01/01/2013 - 01:00

Caldo: allevamenti senza cibo per l'inverno

L'esaurimento delle scorte di cereali e foraggi, insieme al calo produttivo degli animali da latte (meno 20 per cento), pesa sui bilanci aziendali delle aziende zootecniche. E aumenta la dipendenza dall'estero di un settore che già importa il quasi il 90 per cento della soia e la maggior parte dei mangimi.
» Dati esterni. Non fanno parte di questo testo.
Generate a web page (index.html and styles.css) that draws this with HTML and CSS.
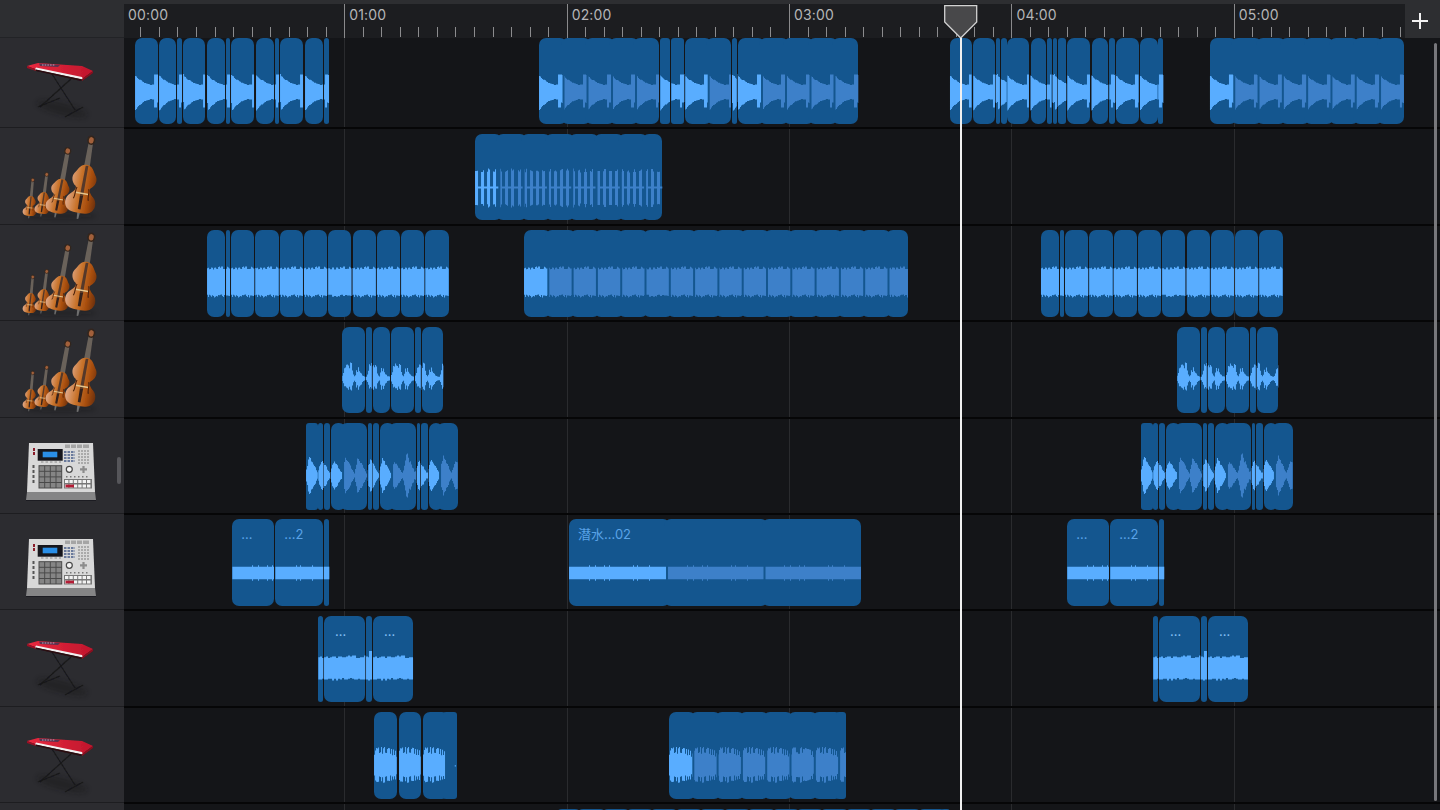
FILE: index.html
```html
<!DOCTYPE html>
<html lang="zh">
<head>
<meta charset="utf-8">
<title>Tracks</title>
<link rel="stylesheet" href="styles.css">
</head>
<body>
<svg class="defs" width="0" height="0" aria-hidden="true">
  <defs>
    <linearGradient id="woodGrad" x1="0" x2="1" y1="0" y2="0">
      <stop offset="0" stop-color="#e0a98a"/>
      <stop offset=".38" stop-color="#c9742c"/>
      <stop offset=".72" stop-color="#a84e0e"/>
      <stop offset="1" stop-color="#6d300c"/>
    </linearGradient>
    <linearGradient id="redGrad" x1="0" x2="1" y1="0" y2="0">
      <stop offset="0" stop-color="#ea2a40"/>
      <stop offset="1" stop-color="#c0162c"/>
    </linearGradient>
    <filter id="soft" x="-30%" y="-60%" width="160%" height="220%"><feGaussianBlur stdDeviation="2.5"/></filter>
    <filter id="tiny" x="-5%" y="-5%" width="110%" height="110%"><feGaussianBlur stdDeviation=".3"/></filter>

    <g id="wood">
      <path d="M-2.500 48H2.500L1.500 62H-1.500Z" fill="#6e6e6e"/>
      <path d="M0 -50C12 -50 14 -38 20 -30C25 -22 22 -10 14 -4C11 0 14 6 22 14C30 22 31 38 20 46C12 51 -12 51 -20 46C-31 38 -30 22 -22 14C-14 6 -11 0 -14 -4C-22 -10 -25 -22 -20 -30C-14 -38 -12 -50 0 -50Z" fill="url(#woodGrad)"/>
      <path d="M-2 -48H3L3 14H-3Z" fill="#55392a"/>
      <path d="M-3 14H3L2.500 42H-2.500Z" fill="#34201a"/>
      <path d="M-12 9H12" stroke="#e4c48c" stroke-width="3"/>
      <path d="M-11 -2C-14 6 -11 14 -14 22M11 -2C14 6 11 14 14 22" fill="none" stroke="#4a200a" stroke-width="2"/>
    </g>
    <g id="neck-long">
      <path d="M-5 -40L-5 -128H5L7 -40Z" fill="#6a625a"/>
      <ellipse cx="0" cy="-131" rx="7" ry="9" fill="#a2613a" stroke="#33251c" stroke-width="3"/>
    </g>
    <g id="neck-short">
      <path d="M-5 -40L-4 -98H4L6 -40Z" fill="#6a625a"/>
      <ellipse cx="0" cy="-101" rx="6" ry="8" fill="#a2613a" stroke="#33251c" stroke-width="3"/>
    </g>

    <symbol id="keyboard" viewBox="0 0 124 96">
      <ellipse cx="62" cy="77" rx="26" ry="6" transform="rotate(14 62 77)" fill="#141416" opacity=".4" filter="url(#soft)"/>
      <g filter="url(#tiny)">
        <path d="M52 42L75 78" stroke="#17171a" stroke-width="1.100"/>
        <path d="M72 46L40 75" stroke="#17171a" stroke-width="1.100"/>
        <path d="M38 75L60 66M65 85L83 75" stroke="#17171a" stroke-width="1.200"/>
        <path d="M27 34L38 31L82 34L93 39L82 47L35 37Z" fill="url(#redGrad)"/>
        <path d="M36 35.500L82 45L83 47.500L35 37.500Z" fill="#f0f0f0"/>
        <path d="M36 37.500L82 47.500L81 49L36 39Z" fill="#2a0a10"/>
        <path d="M27 34L35 37L36 39L27 36Z" fill="#9e1023"/>
        <path d="M82 47L93 39V41L82 49Z" fill="#8c0e1f"/>
        <path d="M39 31.500L60 33L58 35L40 34Z" fill="#5a3350"/>
        <path d="M42 33H55" stroke="#cfc4d4" stroke-width=".8" stroke-dasharray="1.500 1.200"/>
      </g>
    </symbol>

    <symbol id="strings" viewBox="0 0 124 96">
      <ellipse cx="60" cy="88" rx="36" ry="3" fill="#111" opacity=".3" filter="url(#soft)"/>
      <g filter="url(#tiny)">
        <g transform="translate(30 78) rotate(6) scale(.24 .2)"><use href="#neck-long"/><use href="#wood"/></g>
        <g transform="translate(42.700 75) rotate(8) scale(.26 .22)"><use href="#neck-long"/><use href="#wood"/></g>
        <g transform="translate(59 68) rotate(11) scale(.41 .35)"><use href="#neck-long"/><use href="#wood"/></g>
        <g transform="translate(82.700 61) rotate(10) scale(.54 .49)"><use href="#neck-short"/><use href="#wood"/></g>
      </g>
    </symbol>

    <symbol id="drum" viewBox="0 0 124 96">
      <g filter="url(#tiny)">
        <path d="M27 74H95L96 82H26Z" fill="#858586"/>
        <path d="M26 82H96V83H26Z" fill="#1f1f21"/>
        <path d="M29 25H93L95 74H27Z" fill="#d8d8d8"/>
        <path d="M65 26.500h5v3.500h-5zM71 26.500h5v3.500h-5zM77 26.500h5v3.500h-5zM83 26.500h6v3.500h-6z" fill="#a5a5a5"/>
        <rect x="37.700" y="31" width="25" height="11.700" fill="#17171a"/>
        <rect x="42.700" y="33.700" width="14.600" height="5.600" fill="#2a8fe8"/>
        <path d="M64 34h11M64 37h11M64 40h11M64 43h11" stroke="#6b7a9c" stroke-width="2" stroke-dasharray="2.500 1"/>
        <path d="M78 33h11M78 36h11M78 39h11M78 42h11M78 45h11" stroke="#9a9a9a" stroke-width="1.500" stroke-dasharray="2 1"/>
        <path d="M41 44h20" stroke="#8a8a8a" stroke-width="1.200" stroke-dasharray="2.500 2"/>
        <rect x="39" y="47.700" width="22.700" height="22.300" fill="#858585" stroke="#4a4a4a" stroke-width="1"/>
        <path d="M44.700 48v22M50.300 48v22M56 48v22M39 53.300h22.700M39 58.900h22.700M39 64.500h22.700" stroke="#4a4a4a" stroke-width="1"/>
        <circle cx="69.300" cy="51.300" r="3" fill="#f4f4f4" stroke="#4a4a4a" stroke-width="1.200"/>
        <path d="M80 51.300h7M83.500 48v7" stroke="#8c8c8c" stroke-width="2.200"/>
        <path d="M66 58.800h24" stroke="#777" stroke-width="1.400" stroke-dasharray="1.500 2.500"/>
        <rect x="64" y="61" width="28" height="9.500" fill="#777"/>
        <path d="M65 63.500h26M65 68h26" stroke="#f2f2f2" stroke-width="2.800" stroke-dasharray="3.400 1"/>
        <path d="M65.500 68h8.500" stroke="#b31d34" stroke-width="2.800"/>
        <path d="M34 30v3M34 34v3" stroke="#8b1d2c" stroke-width="2"/>
        <path d="M33.500 47v20" stroke="#555" stroke-width="2" stroke-dasharray="3 2"/>
      </g>
    </symbol>
  </defs>
</svg>

<main class="app">
  <header class="topbar">
    <div class="corner"></div>
    <div class="ruler" id="ruler">
      <div class="minute minute-first"><span class="time">00:00</span></div>
      <div class="minute"><span class="time">01:00</span></div>
      <div class="minute"><span class="time">02:00</span></div>
      <div class="minute"><span class="time">03:00</span></div>
      <div class="minute"><span class="time">04:00</span></div>
      <div class="minute"><span class="time">05:00</span></div>
    </div>
    <div class="add">
      <svg class="add-icon" width="16" height="16" viewBox="0 0 16 16"><path d="M8 0V16M0 8H16" stroke="#f2f2f2" stroke-width="2"/></svg>
    </div>
  </header>

  <section class="rows" id="rows">
    <div class="row"><div class="inst"><svg class="icon"><use href="#keyboard"/></svg></div><div class="track"></div></div>
    <div class="row"><div class="inst"><svg class="icon"><use href="#strings"/></svg></div><div class="track"></div></div>
    <div class="row"><div class="inst"><svg class="icon"><use href="#strings"/></svg></div><div class="track"></div></div>
    <div class="row"><div class="inst"><svg class="icon"><use href="#strings"/></svg></div><div class="track"></div></div>
    <div class="row"><div class="inst"><svg class="icon"><use href="#drum"/></svg><span class="grip"></span></div><div class="track"></div></div>
    <div class="row"><div class="inst"><svg class="icon"><use href="#drum"/></svg></div><div class="track"></div></div>
    <div class="row"><div class="inst"><svg class="icon"><use href="#keyboard"/></svg></div><div class="track"></div></div>
    <div class="row"><div class="inst"><svg class="icon"><use href="#keyboard"/></svg></div><div class="track"></div></div>
    <div class="row"><div class="inst"></div><div class="track"></div></div>
  </section>

  <div class="playhead">
    <svg class="playhead-cap" width="34" height="34" viewBox="0 0 34 34"><path d="M.7.7H32.700V17L16.700 33L.7 17Z" fill="#48484a" stroke="#d2d2d2" stroke-width="1.300"/></svg>
    <div class="playhead-line"></div>
  </div>
  <div class="scrollbar"></div>
</main>
<script src="script.js"></script>
</body>
</html>
```

FILE: styles.css
```css
* { box-sizing: border-box; }

html, body {
  margin: 0;
  width: 1440px;
  height: 810px;
  overflow: hidden;
  background: #141518;
  font-family: Inter, "Noto Sans CJK SC", sans-serif;
}

.defs { position: absolute; }

.app {
  position: relative;
  width: 1440px;
  height: 810px;
  overflow: hidden;
  display: flex;
  flex-direction: column;
}

.topbar {
  position: relative;
  z-index: 2;
  flex: none;
  height: 38px;
  display: flex;
  background: #2d2e31;
}

.corner {
  flex: none;
  width: 124px;
  border-bottom: 1px solid #222326;
}

.ruler {
  position: relative;
  flex: none;
  width: 1281px;
  margin-top: 4px;
  display: flex;
  overflow: hidden;
  background: #1c1d20;
}

.minute {
  flex: none;
  width: 222.4px;
  height: 100%;
  padding: 1.500px 0 0 4px;
  border-left: 1px solid #8a8a8c;
}

.minute-first {
  width: 220.3px;
  padding-left: 4px;
  border-left: 0;
}

.time {
  display: block;
  font-size: 14px;
  line-height: 17px;
  letter-spacing: .15px;
  color: #b5b5b7;
}

.ticks {
  position: absolute;
  left: 0;
  top: 0;
}

.add {
  flex: 1;
  display: flex;
  align-items: center;
  justify-content: center;
  padding: 4px 5px 0 0;
}

.rows {
  flex: none;
  margin-top: -6px;
}

.row {
  position: relative;
  display: flex;
  height: 96.4px;
}

.inst {
  position: relative;
  flex: none;
  width: 124px;
  background: #2c2c30;
  border-bottom: 1px solid #1d1d20;
}

.icon {
  display: block;
  width: 124px;
  height: 96px;
}

.grip {
  position: absolute;
  left: 117px;
  top: 39px;
  width: 4px;
  height: 27px;
  border-radius: 2px;
  background: #56565a;
}

.track {
  position: relative;
  flex: 1;
  border-top: 1px solid #060607;
  border-bottom: 1px solid #060607;
  background-image: linear-gradient(90deg,
    transparent 220px, #2a2b2e 220px, #2a2b2e 221px,
    transparent 221px, transparent 443px, #2a2b2e 443px, #2a2b2e 444px,
    transparent 444px, transparent 665px, #2a2b2e 665px, #2a2b2e 666px,
    transparent 666px, transparent 887px, #2a2b2e 887px, #2a2b2e 888px,
    transparent 888px, transparent 1110px, #2a2b2e 1110px, #2a2b2e 1111px,
    transparent 1111px);
}

.clip {
  position: absolute;
  top: 4.5px;
  height: 86.5px;
  border-radius: 7px;
  background: #14568f;
  overflow: hidden;
}

.clip-thin { border-radius: 3px; }

.clip-label {
  display: block;
  margin: 7px 0 0 9px;
  font-size: 13px;
  line-height: 17px;
  color: #5aa3e8;
  white-space: nowrap;
}

.clip-label-dots {
  margin-left: 11px;
  color: #86c0f5;
}

.waves {
  position: absolute;
  left: 0;
  top: -1px;
  pointer-events: none;
}

.wave-on { fill: #59adff; }
.wave-dim { fill: #3d80c9; }

.playhead {
  position: absolute;
  z-index: 3;
  left: 944px;
  top: 5px;
  width: 34px;
  height: 805px;
  display: flex;
  flex-direction: column;
  align-items: center;
}

.playhead-cap { flex: none; }

.playhead-line {
  flex: 1;
  width: 2px;
  margin-top: -1px;
  background: #f0f0f0;
}

.scrollbar {
  position: absolute;
  z-index: 3;
  right: 3px;
  top: 43px;
  width: 3px;
  height: 758px;
  border-radius: 2px;
  background: #77777b;
}
```

FILE: script.js
```js
(function () {
  var X0 = 124, ROW_H = 96.4, CLIP_TOP = 5.5, NS = 'http://www.w3.org/2000/svg';

  function rnd(x) { var s = Math.sin(x * 12.9898 + 4.1) * 43758.5453; return s - Math.floor(s); }
  function lerp(a, p) {
    var f = Math.max(0, Math.min(.9999, p)) * (a.length - 1), i = Math.floor(f);
    return a[i] + (a[i + 1] - a[i]) * (f - i);
  }

  /* waveform shapes: return [up, down] half heights for a phase in one loop; cy is measured from the clip's top */
  var shapes = {
    keys: { period: 24.3, cy: 54.5, f: function (p, n) {
      var j = Math.round(rnd(n * 3.1) * 2) * .5;
      if (p > .8) return [18 - j, p > .9 ? 10 + j : 15 + j];
      return [lerp([16, 12, 10, 8, 7, 7], p / .8) + j, lerp([18, 13, 10, 8, 7, 7], p / .8) + j];
    } },
    comb: { period: 24.3, cy: 54, f: function (p, n, k) {
      var q = p * 4 % 1;
      if (q >= .5) return [1, 1];
      var h = 15 + rnd(n * 1.7 + k) * 4;
      return [h, h + 1];
    } },
    flat: { period: 24.3, cy: 51.5, f: function (p, n) {
      return [12.500 + rnd(n * 2.3) * 3, 12.500 + rnd(n * 3.7 + 50) * 3];
    } },
    burst: { period: 24.3, cy: 52, f: function (p, n) {
      var up = lerp([2, 6, 15, 21, 15, 20, 12, 3, 2, 10, 14, 10, 4, 1.500, 1, 1], p);
      var dn = lerp([2, 5, 10, 13, 14, 13, 10, 3, 2, 11, 14, 12, 5, 1.500, 1, 1], p);
      var j = rnd(n * 2.9) * .6 + .45;
      return [up * j + 1, dn * j + 1];
    } },
    tri: { period: 12.15, cy: 52, f: function (p, n, k) {
      var a = (.65 + rnd(k * 2.3 + 3) * .35) * 23;
      var e = p < .3 ? .2 + .8 * p / .3 : (1 - p) / .7 * .9 + .1;
      var j = .8 + rnd(n * 2.1 + k * 7) * .25;
      return [a * e * j, a * e * j];
    } },
    band: { period: 97, cy: 53.5, f: function (p, n) {
      var s = rnd(n * 3.1 + 1) > .9 ? 1.500 : 0;
      return [6.300 + s, 6.300 + s];
    } },
    pad: { period: 48.6, cy: 52.5, f: function (p, n) {
      var m = Math.floor(n / 2);
      return [p > .92 ? 17 : 10 + Math.round(rnd(m * 2.3) * 3) * .8, 10 + Math.round(rnd(m * 3.1 + 9) * 3) * .8];
    } },
    noisy: { period: 24.3, cy: 52.7, f: function (p, n) {
      var e = lerp([.8, 1, 1, 1, .95, .9, .85, .6], p);
      var s = rnd(n * 2.7) > .55 ? 5.500 : 0;
      return [(11 + s + rnd(n * 1.3 + 3) * 2) * e, (11 + s * .9 + rnd(n * 1.9 + 8) * 2) * e];
    } }
  };

  function seams(start, end, period) {
    var c = [], a = start, i = 0;
    while (a < end - 1) {
      var b = Math.min(end, a + period);
      c.push([a, b, i === 0 ? 0 : 1]);
      a = b; i++;
    }
    return c;
  }
  function spaced(start, n, period, gap) {
    var c = [];
    for (var i = 0; i < n; i++) c.push([start + i * period, start + (i + 1) * period - gap, 0]);
    return c;
  }
  function shift(cells, d) {
    return cells.map(function (c) { var r = c.slice(); r[0] += d; r[1] += d; return r; });
  }

  var strA = [[207, 225, 0], [226, 230, 0]].concat(spaced(231, 9, 24.3, 1));
  var strB = [[342.3, 365, 0], [365.7, 371.7, 0], [372.7, 390, 0], [391, 414, 0], [415, 420.7, 0], [421.7, 443.300, 0]];
  var mpc = [[306, 317.7, 0], [318.3, 323.3, 0], [323.7, 330, 0], [330.7, 343, 0], [343, 367.3, 1], [368.3, 372.3, 0], [372.7, 379, 0], [379.7, 392, 0], [392, 416, 1], [416.7, 420, 0], [420.7, 428, 0], [428.7, 440, 0], [440, 457.7, 1]];
  var bandA = [[232.3, 274, 0, 0, '...'], [275.3, 323, 0, 0, '...2'], [323.7, 329.3, 0]];
  var padA = [[318.3, 323.3, 0], [324, 365.300, 0, 1, '...'], [366, 372, 0], [373, 413, 0, 1, '...']];

  var rows = [
    { shape: 'keys', groups: [
      [[135, 158, 0], [159, 176, 0], [177, 182, 0], [183, 205, 0], [207, 225, 0], [226, 230, 0], [231, 254, 0], [256, 274, 0], [275, 279, 0], [280, 303, 0], [305, 323, 0], [324, 329, 0]],
      [[539, 563.5, 0], [563.5, 587.5, 1], [587.5, 612, 1], [612, 636, 1], [636, 659, 1], [660.3, 670, 0], [671.3, 684.3, 0], [685.3, 708.7, 0], [708.7, 731, 1], [732, 736.7, 0], [737.7, 762, 0, 1], [762, 786, 1], [786, 810.5, 1], [810.5, 834.5, 1], [834.5, 858.3, 1]],
      [[950, 971.6, 0], [973.3, 995.4, 0, 1], [996, 999.900, 0], [1000.9, 1006.7, 0], [1007.4, 1029, 0, 1], [1030.5, 1046.3, 0, 1], [1047, 1051.5, 0], [1052.5, 1057.4, 0], [1058, 1066.3, 0], [1067.4, 1090, 0, 1], [1091.5, 1108.3, 0, 1], [1109.4, 1115.200, 0], [1115.9, 1138.6, 0, 1], [1140, 1157.6, 0, 1], [1158.3, 1163.4, 0]],
      seams(1210, 1404, 24.3)
    ] },
    { shape: 'comb', groups: [seams(475, 662.3, 24.3)] },
    { shape: 'flat', groups: [strA, seams(524, 908, 24.3), shift(strA, 834)] },
    { shape: 'burst', groups: [strB, shift(strB, 835)] },
    { shape: 'tri', groups: [mpc, shift(mpc, 835)] },
    { shape: 'band', groups: [bandA, [[569, 667, 0, 0, '\u6f5c\u6c34...02'], [667, 764.5, 1, 1], [764.5, 861, 1, 1]], shift(bandA, 835)] },
    { shape: 'pad', groups: [padA, shift(padA, 835)] },
    { shape: 'noisy', groups: [[[374, 396.7, 0], [399, 420.7, 0], [423, 446, 0], [446, 456.7, 2]], seams(669, 846, 24.3)] },
    { shape: null, groups: [seams(555, 950, 24.3)] }
  ];

  function wavePath(shape, a, b, origin) {
    var top = [], bot = [], cy = shape.cy + CLIP_TOP;
    for (var col = Math.floor(a); col < b; col++) {
      var l = Math.max(a, col), r = Math.min(b, col + 1);
      var off = col + .5 - origin, k = Math.floor(off / shape.period);
      var p = off / shape.period - k;
      if (p < 0) p = 0;
      var n = Math.floor(p * shape.period);
      var v = shape.f(p, n, k);
      var yt = (cy - v[0]).toFixed(1), yb = (cy + v[1]).toFixed(1);
      top.push(l.toFixed(1) + ' ' + yt, r.toFixed(1) + ' ' + yt);
      bot.unshift(r.toFixed(1) + ' ' + yb, l.toFixed(1) + ' ' + yb);
    }
    return 'M' + top.join('L') + 'L' + bot.join('L') + 'Z';
  }

  var tracks = document.querySelectorAll('.track');
  rows.forEach(function (row, i) {
    var track = tracks[i];
    var svg = document.createElementNS(NS, 'svg');
    svg.setAttribute('class', 'waves');
    svg.setAttribute('width', 1316);
    svg.setAttribute('height', ROW_H);
    svg.setAttribute('viewBox', X0 + ' 0 1316 ' + ROW_H);
    var shape = row.shape && shapes[row.shape];

    row.groups.forEach(function (cells) {
      var origin = cells[0][0];
      cells.forEach(function (c, ci) {
        var a = c[0], b = c[1];
        var prev = cells[ci - 1], next = cells[ci + 1];
        var seamL = prev && a - prev[1] < .3, seamR = next && next[0] - b < .3;
        var left = a - (seamL ? 3 : 0), right = b + (seamR ? 3 : 0);
        var el = document.createElement('div');
        el.className = 'clip' + (right - left < 14 ? ' clip-thin' : '');
        el.style.left = (left - X0) + 'px';
        el.style.width = (right - left) + 'px';
        if (c[4]) {
          var label = document.createElement('span');
          label.className = 'clip-label' + (row.shape === 'pad' ? ' clip-label-dots' : '');
          label.textContent = c[4];
          el.appendChild(label);
        }
        track.appendChild(el);

        if (c[3]) origin = a;
        if (shape) {
          var path = document.createElementNS(NS, 'path');
          if (c[2] === 2) {
            path.setAttribute('d', 'M' + (b - 2) + ' ' + (shape.cy + CLIP_TOP) + 'h1.200v1.200h-1.200z');
            path.setAttribute('class', 'wave-on');
          } else {
            path.setAttribute('d', wavePath(shape, a + (seamL && c[2] ? 1 : 0), b - (seamR && next[2] ? 1 : 0), origin));
            path.setAttribute('class', c[2] ? 'wave-dim' : 'wave-on');
          }
          svg.appendChild(path);
        }
      });
    });
    track.appendChild(svg);
  });

  /* ruler ticks */
  var ruler = document.getElementById('ruler');
  var t = document.createElementNS(NS, 'svg');
  t.setAttribute('class', 'ticks');
  t.setAttribute('width', 1281);
  t.setAttribute('height', 34);
  var d = '';
  for (var k = 1; k < 70; k++) {
    if (k % 12 === 0) continue;
    var x = Math.round(-2.1 + 18.53 * k) + .5;
    d += 'M' + x + ' 23V33';
  }
  var ticks = document.createElementNS(NS, 'path');
  ticks.setAttribute('d', d);
  ticks.setAttribute('stroke', '#8c8c8e');
  ticks.setAttribute('stroke-width', '1');
  t.appendChild(ticks);
  ruler.appendChild(t);
})();
```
L'afa e il caldo torrido "bruciano" cereali e foraggi e impennano i costi produttivi delle aziende zootecniche. E ora è Lucifero, l'ennesimo anticiclone africano, a lasciare ancora per diversi giorni i campi italiani all'asciutto e a prolungare l'agonia di uno dei settori che sconta di più questa prolungata siccità, quello zootecnico, che potrebbe pagare pesantemente il crollo dei raccolti di soia (-50 per cento) e di mais (-30 per cento) e l'esaurimento delle scorte di foraggio. Il rischio è un importante ricorso all'import, che penalizzerebbe fortemente un settore già fortemente dipendente dall'estero. Lo afferma la Cia-Confederazione italiana agricoltori.
 
Nelle stalle italiane -spiega la Cia- si teme per un'ulteriore erosione dei redditi, dovuta al moltiplicarsi delle voci di spesa nei bilanci aziendali, su cui adesso grava la spesa aggiuntiva degli alimenti per gli animali e l'aumento della domanda di mangimi, che va a sommarsi alla crescita congiunturale dei costi di produzione e degli oneri burocratici, caratteristica del comparto. A questo si aggiunge l'importante calo produttivo degli animali da latte, dovuto al caldo torrido e all'afa prolungata, che stressano il bestiame, fino ad abbassare la produzione di più del 20 per cento.
 
Il problema dell'esaurimento delle scorte del cibo per il bestiame -continua la Cia- va ad aumentare l'import di un comparto che già vi ricorre ampiamente, soprattutto per quanto riguarda la soia, visto che nel nostro Paese se ne produce appena il 10-15 per cento della domanda interna. Diversa è la situazione per il mais, visto che l'Italia può contare su una quasi totale autosufficienza, producendo più del 90 per cento del fabbisogno nazionale. Ma anche per questo comparto produttivo a questo punto si teme per un ricorso più massiccio all'import. È per questo -conclude la Cia- che è arrivato il momento, non più rinviabile, di operare delle scelte volte a incentivare la nostra produzione di proteine vegetali, favorendo finanziamenti di azioni dedicate, così come noi proponiamo da tempo.